Lethal injection: the case is whether the current cocktail of drugs used to introduce a death row inmate to the Grim Reaper creates an unnecesary risk of pain so as to render it cruel and unusual punishment. For or against capital punishment, there's no reason for the state to torture someone before they execute him or her. That's what the Taliban does.

401(k): so this guy loses $150,000 from his retirement fund because somebody was asleep at the switch and didn't switch his money to less risky investments after he specifically asked him to. If my wife asks me to bring home milk and I forget, there's hell to pay. I say, pay the guy.

Guns: Nice try, D.C., but you can't do an end run around 200 years of history and the Second Amendment itself (even with the word "Militia" stuck in there) and ban handguns outright. This law should be overturned.

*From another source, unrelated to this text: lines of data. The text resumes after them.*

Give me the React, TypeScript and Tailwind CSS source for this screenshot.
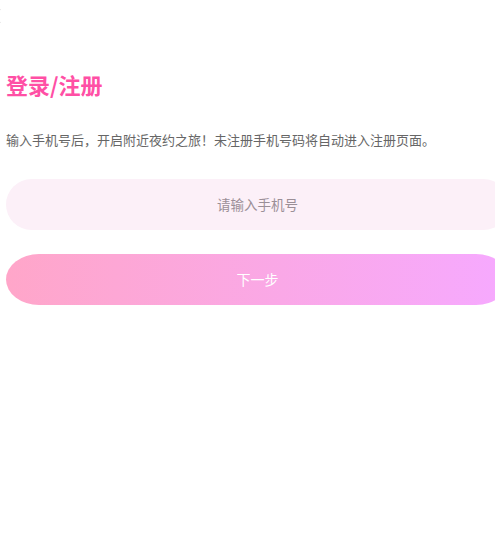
import React from "react";

export default function App() {
  return (
    <div
      className="relative w-[495px] h-[538px] overflow-hidden bg-white"
      style={{ fontFamily: '"Noto Sans CJK SC", "Noto Sans", sans-serif' }}
    >
      <svg className="absolute left-[-12px] top-[7px]" width="14" height="18" viewBox="0 0 14 18">
        <polyline points="12,2 4,9 12,16" fill="none" stroke="#c8c8c8" strokeWidth="2" />
      </svg>
      <div className="pt-[69px] pl-[6px]">
        <h1 className="text-[22px] leading-[30px] font-bold text-[#ff4fa5]">登录/注册</h1>
        <p className="mt-[31px] text-[13px] leading-[20px] text-[#666666]">
          输入手机号后，开启附近夜约之旅！未注册手机号码将自动进入注册页面。
        </p>
        <div className="mt-[29px] w-[503px] h-[51px] rounded-full bg-[#fcf0f8] flex items-center justify-center">
          <input
            className="w-full bg-transparent text-center text-[13.5px] text-[#333] placeholder:text-[#9b8f97] outline-none"
            placeholder="请输入手机号"
          />
        </div>
        <button className="mt-[24px] w-[503px] h-[51px] rounded-[33px/25.5px] bg-linear-to-r from-[#ffa6c9] to-[#f6a9ff] text-white text-[14px] flex items-center justify-center">
          下一步
        </button>
      </div>
    </div>
  );
}
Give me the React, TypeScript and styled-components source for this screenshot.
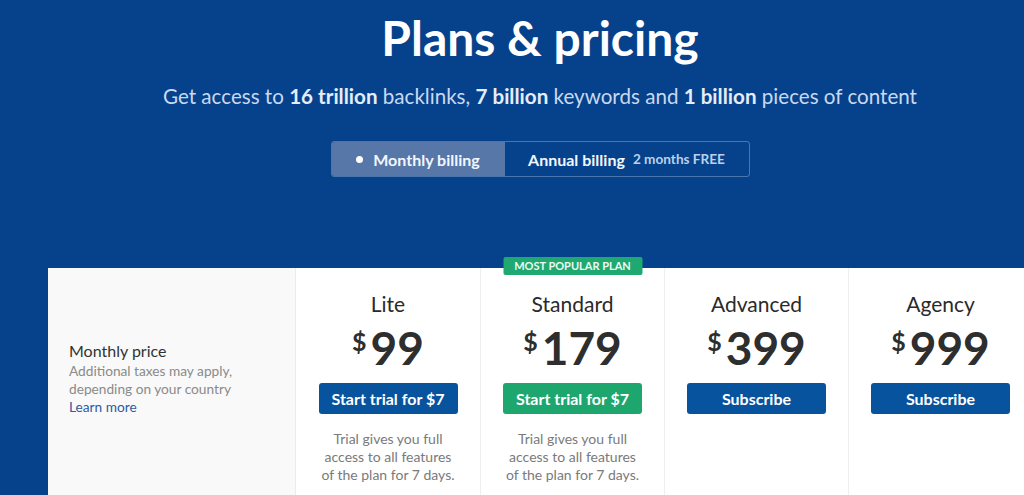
import styled, { createGlobalStyle } from 'styled-components'

const GlobalStyle = createGlobalStyle`
  html, body {
    margin: 0;
    padding: 0;
    background: #06428b;
    overflow: hidden;
  }
  * {
    box-sizing: border-box;
  }
  body {
    font-family: Lato, 'Open Sans', Arial, sans-serif;
  }
`

const Page = styled.div`
  width: 1080px;
  min-height: 495px;
  background: #06428b;
  padding: 8px 48px 0;
`

const Hero = styled.header`
  display: flex;
  flex-direction: column;
  align-items: center;
`

const Title = styled.h1`
  margin: 0;
  font-size: 48px;
  line-height: 60px;
  font-weight: 700;
  color: #ffffff;
`

const Subtitle = styled.p`
  margin: 15px 0 0;
  font-size: 20.6px;
  line-height: 26px;
  color: #c9d9f1;
  b {
    font-weight: 700;
    color: #e4edfa;
  }
`

const Toggle = styled.div`
  margin-top: 32px;
  display: flex;
  width: 419px;
  height: 36px;
  border: 1px solid rgba(255, 255, 255, 0.28);
  border-radius: 3px;
  overflow: hidden;
`

const ToggleOption = styled.button<{ $active?: boolean; $width: number }>`
  width: ${({ $width }) => $width}px;
  display: flex;
  align-items: center;
  justify-content: center;
  gap: 8px;
  border: none;
  padding: 0;
  font-family: inherit;
  font-size: 16px;
  font-weight: 700;
  color: #f2f6fc;
  background: ${({ $active }) => ($active ? '#5677a8' : 'transparent')};
  cursor: pointer;
`

const Dot = styled.span`
  width: 7px;
  height: 7px;
  border-radius: 50%;
  background: #ffffff;
  margin-right: 2px;
`

const Free = styled.span`
  font-size: 13.6px;
  font-weight: 700;
  color: #bcd0ec;
`

const Card = styled.section`
  margin-top: 91px;
  display: grid;
  grid-template-columns: 248px repeat(4, 184px);
  background: #ffffff;
  border-radius: 3px 3px 0 0;
  min-height: 240px;
`

const LabelCell = styled.div`
  background: #f9f9f9;
  border-right: 1px solid #ececec;
  padding: 72px 20px 0 21px;
`

const LabelTitle = styled.div`
  font-size: 16px;
  line-height: 22px;
  color: #333333;
`

const LabelNote = styled.div`
  font-size: 13.7px;
  line-height: 18px;
  color: #8a8a8a;
`

const LearnMore = styled.a`
  display: block;
  font-size: 13.7px;
  line-height: 18px;
  color: #2c5aa6;
  text-decoration: none;
`

const PlanCell = styled.div`
  position: relative;
  display: flex;
  flex-direction: column;
  align-items: center;
  padding-top: 22px;
  border-left: 1px solid #efefef;
  &:nth-child(2) {
    border-left: none;
  }
`

const Badge = styled.div`
  position: absolute;
  top: -11px;
  left: 50%;
  transform: translateX(-50%);
  width: 139px;
  height: 18px;
  border-radius: 2px;
  background: #1fa870;
  color: #ecfaf3;
  font-size: 11px;
  font-weight: 700;
  line-height: 18px;
  text-align: center;
  white-space: nowrap;
`

const PlanName = styled.div`
  font-size: 21px;
  line-height: 28px;
  color: #2a2a2a;
`

const Price = styled.div`
  margin-top: 6px;
  display: flex;
  align-items: flex-start;
  height: 48px;
  color: #2e2e2e;
`

const Currency = styled.span`
  font-size: 25px;
  font-weight: 700;
  line-height: 30px;
  margin-top: 2px;
  margin-right: 4px;
`

const Amount = styled.span`
  font-size: 46px;
  font-weight: 700;
  line-height: 48px;
`

const PlanButton = styled.button<{ $green?: boolean }>`
  margin-top: 11px;
  width: 139px;
  height: 31px;
  border: none;
  border-radius: 3px;
  background: ${({ $green }) => ($green ? '#1ea66f' : '#07539d')};
  color: #ffffff;
  font-family: inherit;
  font-size: 16px;
  font-weight: 700;
  cursor: pointer;
`

const Note = styled.p`
  margin: 16px 0 0;
  font-size: 14px;
  line-height: 18px;
  color: #7a7a7a;
  text-align: center;
  width: 136px;
`

const plans = [
  { name: 'Lite', price: '99', action: 'Start trial for $7', trial: true },
  { name: 'Standard', price: '179', action: 'Start trial for $7', trial: true, popular: true },
  { name: 'Advanced', price: '399', action: 'Subscribe' },
  { name: 'Agency', price: '999', action: 'Subscribe' },
]

export default function App() {
  return (
    <Page>
      <GlobalStyle />
      <Hero>
        <Title>Plans &amp; pricing</Title>
        <Subtitle>
          Get access to <b>16 trillion</b> backlinks, <b>7 billion</b> keywords and <b>1 billion</b> pieces of
          content
        </Subtitle>
        <Toggle>
          <ToggleOption $active $width={173}>
            <Dot />
            Monthly billing
          </ToggleOption>
          <ToggleOption $width={244}>
            Annual billing
            <Free>2 months FREE</Free>
          </ToggleOption>
        </Toggle>
      </Hero>
      <Card>
        <LabelCell>
          <LabelTitle>Monthly price</LabelTitle>
          <LabelNote>
            Additional taxes may apply,
            <br />
            depending on your country
          </LabelNote>
          <LearnMore href="#">Learn more</LearnMore>
        </LabelCell>
        {plans.map(plan => (
          <PlanCell key={plan.name}>
            {plan.popular && <Badge>MOST POPULAR PLAN</Badge>}
            <PlanName>{plan.name}</PlanName>
            <Price>
              <Currency>$</Currency>
              <Amount>{plan.price}</Amount>
            </Price>
            <PlanButton $green={plan.popular}>{plan.action}</PlanButton>
            {plan.trial && <Note>Trial gives you full access to all features of the plan for 7 days.</Note>}
          </PlanCell>
        ))}
      </Card>
    </Page>
  )
}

Voters: Requiring a photo ID to cast a ballot seems like a good idea, except that Republicans have photos of themselves at the country club and mostly Democratic stalwarts in the minority community and folks like my 90-year-old mom would be hard pressed to come up with the proper documents at the polling place. Republicans must be getting nervous when they think my mom, a registered voter in Roosevelt Democrat mode, shouldn't be able to vote.
See? This Supreme Court stuff is easy.